## Aim of the exercise
Starting at the first line of the listing below, retype each line up to and including the one that contains "string; depth: number;". Leave pictures out.

*-*-*

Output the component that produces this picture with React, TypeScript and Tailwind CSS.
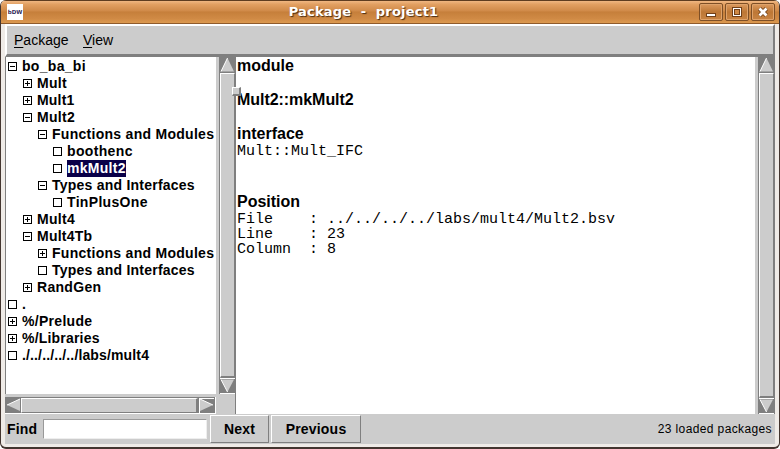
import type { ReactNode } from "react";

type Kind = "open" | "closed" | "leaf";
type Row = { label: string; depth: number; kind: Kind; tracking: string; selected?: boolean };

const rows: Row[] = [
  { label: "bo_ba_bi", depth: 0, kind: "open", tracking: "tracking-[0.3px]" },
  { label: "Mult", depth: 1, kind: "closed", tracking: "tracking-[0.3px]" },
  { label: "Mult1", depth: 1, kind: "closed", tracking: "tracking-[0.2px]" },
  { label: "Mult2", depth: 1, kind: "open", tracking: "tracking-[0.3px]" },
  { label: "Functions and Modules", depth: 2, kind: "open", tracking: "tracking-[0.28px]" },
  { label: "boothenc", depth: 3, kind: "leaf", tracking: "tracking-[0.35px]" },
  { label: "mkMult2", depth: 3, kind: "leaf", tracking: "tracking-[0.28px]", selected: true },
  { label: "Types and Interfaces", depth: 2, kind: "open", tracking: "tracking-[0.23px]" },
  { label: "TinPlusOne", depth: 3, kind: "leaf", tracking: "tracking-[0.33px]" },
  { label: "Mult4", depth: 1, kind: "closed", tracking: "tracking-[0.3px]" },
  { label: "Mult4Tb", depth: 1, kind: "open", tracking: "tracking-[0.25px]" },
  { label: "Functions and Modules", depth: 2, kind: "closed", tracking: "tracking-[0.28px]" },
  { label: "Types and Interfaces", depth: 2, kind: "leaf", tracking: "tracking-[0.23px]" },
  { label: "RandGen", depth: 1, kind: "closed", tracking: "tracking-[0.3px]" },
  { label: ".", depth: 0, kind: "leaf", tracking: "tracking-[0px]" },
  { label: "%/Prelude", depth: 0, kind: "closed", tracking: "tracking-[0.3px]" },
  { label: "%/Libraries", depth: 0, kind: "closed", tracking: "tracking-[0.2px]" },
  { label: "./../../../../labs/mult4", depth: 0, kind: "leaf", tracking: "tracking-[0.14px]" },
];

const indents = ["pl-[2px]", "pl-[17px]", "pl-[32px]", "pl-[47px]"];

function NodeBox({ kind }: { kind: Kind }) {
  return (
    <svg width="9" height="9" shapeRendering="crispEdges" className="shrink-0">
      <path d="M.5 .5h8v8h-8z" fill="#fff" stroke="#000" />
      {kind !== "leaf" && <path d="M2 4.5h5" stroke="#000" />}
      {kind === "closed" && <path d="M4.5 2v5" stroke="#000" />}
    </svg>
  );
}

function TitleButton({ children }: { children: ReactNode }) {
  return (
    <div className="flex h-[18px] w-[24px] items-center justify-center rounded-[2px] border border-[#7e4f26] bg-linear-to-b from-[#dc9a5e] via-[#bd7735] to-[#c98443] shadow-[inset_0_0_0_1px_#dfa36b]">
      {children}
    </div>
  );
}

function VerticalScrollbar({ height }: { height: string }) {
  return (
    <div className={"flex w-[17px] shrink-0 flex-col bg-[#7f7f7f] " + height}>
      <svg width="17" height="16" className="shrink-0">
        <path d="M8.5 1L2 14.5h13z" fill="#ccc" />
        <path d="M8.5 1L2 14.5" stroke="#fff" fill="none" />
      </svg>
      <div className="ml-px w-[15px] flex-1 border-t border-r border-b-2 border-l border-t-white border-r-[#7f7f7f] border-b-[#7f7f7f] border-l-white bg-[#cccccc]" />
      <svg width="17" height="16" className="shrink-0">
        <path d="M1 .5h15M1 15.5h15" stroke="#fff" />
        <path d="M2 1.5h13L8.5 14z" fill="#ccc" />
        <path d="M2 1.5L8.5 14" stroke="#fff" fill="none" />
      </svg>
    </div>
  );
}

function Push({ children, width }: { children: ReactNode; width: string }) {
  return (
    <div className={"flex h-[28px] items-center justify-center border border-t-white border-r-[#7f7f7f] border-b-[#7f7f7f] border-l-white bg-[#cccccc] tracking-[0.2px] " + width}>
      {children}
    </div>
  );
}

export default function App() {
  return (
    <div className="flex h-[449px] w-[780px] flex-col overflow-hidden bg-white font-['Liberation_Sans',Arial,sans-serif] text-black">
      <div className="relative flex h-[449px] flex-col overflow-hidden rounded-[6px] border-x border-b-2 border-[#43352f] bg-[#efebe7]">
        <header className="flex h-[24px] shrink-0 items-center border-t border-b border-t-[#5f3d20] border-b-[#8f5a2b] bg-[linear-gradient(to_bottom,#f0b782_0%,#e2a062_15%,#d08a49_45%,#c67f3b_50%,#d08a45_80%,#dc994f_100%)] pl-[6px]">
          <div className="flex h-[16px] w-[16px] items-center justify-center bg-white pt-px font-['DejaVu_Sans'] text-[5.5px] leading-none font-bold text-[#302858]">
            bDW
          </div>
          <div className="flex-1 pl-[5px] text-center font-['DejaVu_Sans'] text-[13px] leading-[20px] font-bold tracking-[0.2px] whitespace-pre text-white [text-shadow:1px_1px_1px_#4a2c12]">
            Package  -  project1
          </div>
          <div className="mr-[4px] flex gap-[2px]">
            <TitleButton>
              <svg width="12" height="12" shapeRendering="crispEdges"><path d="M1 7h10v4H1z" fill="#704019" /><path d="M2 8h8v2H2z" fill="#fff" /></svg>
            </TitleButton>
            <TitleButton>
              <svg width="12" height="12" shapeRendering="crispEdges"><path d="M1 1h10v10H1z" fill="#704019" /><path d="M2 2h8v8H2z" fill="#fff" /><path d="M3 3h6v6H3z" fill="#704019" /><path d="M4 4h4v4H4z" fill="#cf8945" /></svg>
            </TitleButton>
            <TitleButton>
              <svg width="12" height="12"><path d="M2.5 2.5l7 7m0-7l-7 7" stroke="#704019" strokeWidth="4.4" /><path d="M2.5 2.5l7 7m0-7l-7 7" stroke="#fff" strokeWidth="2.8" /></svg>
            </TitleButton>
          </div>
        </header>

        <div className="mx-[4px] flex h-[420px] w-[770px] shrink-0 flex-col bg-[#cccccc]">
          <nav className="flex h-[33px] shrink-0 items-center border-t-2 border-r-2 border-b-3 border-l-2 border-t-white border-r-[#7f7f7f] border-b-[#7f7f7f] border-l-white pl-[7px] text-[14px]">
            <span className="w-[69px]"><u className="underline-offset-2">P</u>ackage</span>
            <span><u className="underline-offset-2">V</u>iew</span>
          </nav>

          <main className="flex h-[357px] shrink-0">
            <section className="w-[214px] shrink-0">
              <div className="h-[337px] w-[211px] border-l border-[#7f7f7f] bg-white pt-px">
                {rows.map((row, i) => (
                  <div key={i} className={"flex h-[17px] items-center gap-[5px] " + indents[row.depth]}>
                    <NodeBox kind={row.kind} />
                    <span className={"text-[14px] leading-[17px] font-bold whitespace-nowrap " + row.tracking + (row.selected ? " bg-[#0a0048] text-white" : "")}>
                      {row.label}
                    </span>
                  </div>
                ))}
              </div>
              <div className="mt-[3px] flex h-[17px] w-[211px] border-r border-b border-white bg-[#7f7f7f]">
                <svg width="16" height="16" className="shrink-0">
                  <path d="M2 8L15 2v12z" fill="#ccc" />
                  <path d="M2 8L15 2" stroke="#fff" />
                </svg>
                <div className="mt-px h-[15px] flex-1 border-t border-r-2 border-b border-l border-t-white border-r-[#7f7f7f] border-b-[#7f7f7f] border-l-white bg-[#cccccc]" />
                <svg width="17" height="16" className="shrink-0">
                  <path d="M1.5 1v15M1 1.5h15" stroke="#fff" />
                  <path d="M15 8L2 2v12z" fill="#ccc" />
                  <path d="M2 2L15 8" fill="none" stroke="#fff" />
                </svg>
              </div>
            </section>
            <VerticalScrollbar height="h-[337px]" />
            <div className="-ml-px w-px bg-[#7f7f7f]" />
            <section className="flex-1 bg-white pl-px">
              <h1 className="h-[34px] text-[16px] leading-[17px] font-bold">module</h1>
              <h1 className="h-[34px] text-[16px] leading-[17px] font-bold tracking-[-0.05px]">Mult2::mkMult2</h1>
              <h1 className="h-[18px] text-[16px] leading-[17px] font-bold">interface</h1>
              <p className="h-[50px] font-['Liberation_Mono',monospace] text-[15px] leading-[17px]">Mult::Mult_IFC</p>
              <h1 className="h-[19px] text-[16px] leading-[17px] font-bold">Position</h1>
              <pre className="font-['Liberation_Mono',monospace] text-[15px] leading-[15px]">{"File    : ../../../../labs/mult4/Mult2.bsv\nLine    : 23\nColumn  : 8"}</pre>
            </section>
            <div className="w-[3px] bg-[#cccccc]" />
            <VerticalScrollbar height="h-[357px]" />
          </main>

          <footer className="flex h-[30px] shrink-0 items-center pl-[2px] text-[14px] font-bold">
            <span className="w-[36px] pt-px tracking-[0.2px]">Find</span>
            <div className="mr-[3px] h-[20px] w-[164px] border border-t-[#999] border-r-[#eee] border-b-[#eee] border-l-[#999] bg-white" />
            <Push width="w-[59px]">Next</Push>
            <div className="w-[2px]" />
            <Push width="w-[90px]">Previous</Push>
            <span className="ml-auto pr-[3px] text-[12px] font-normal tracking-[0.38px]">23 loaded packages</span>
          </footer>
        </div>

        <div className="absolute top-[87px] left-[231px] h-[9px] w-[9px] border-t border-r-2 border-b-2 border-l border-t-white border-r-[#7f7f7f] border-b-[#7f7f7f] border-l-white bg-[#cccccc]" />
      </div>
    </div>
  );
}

*-*-*

## Output
Output the component that produces this picture with React, TypeScript and Tailwind CSS.
import type { ReactNode } from "react";

type Kind = "open" | "closed" | "leaf";
type Row = { label: string; depth: number; kind: Kind; tracking: string; selected?: boolean };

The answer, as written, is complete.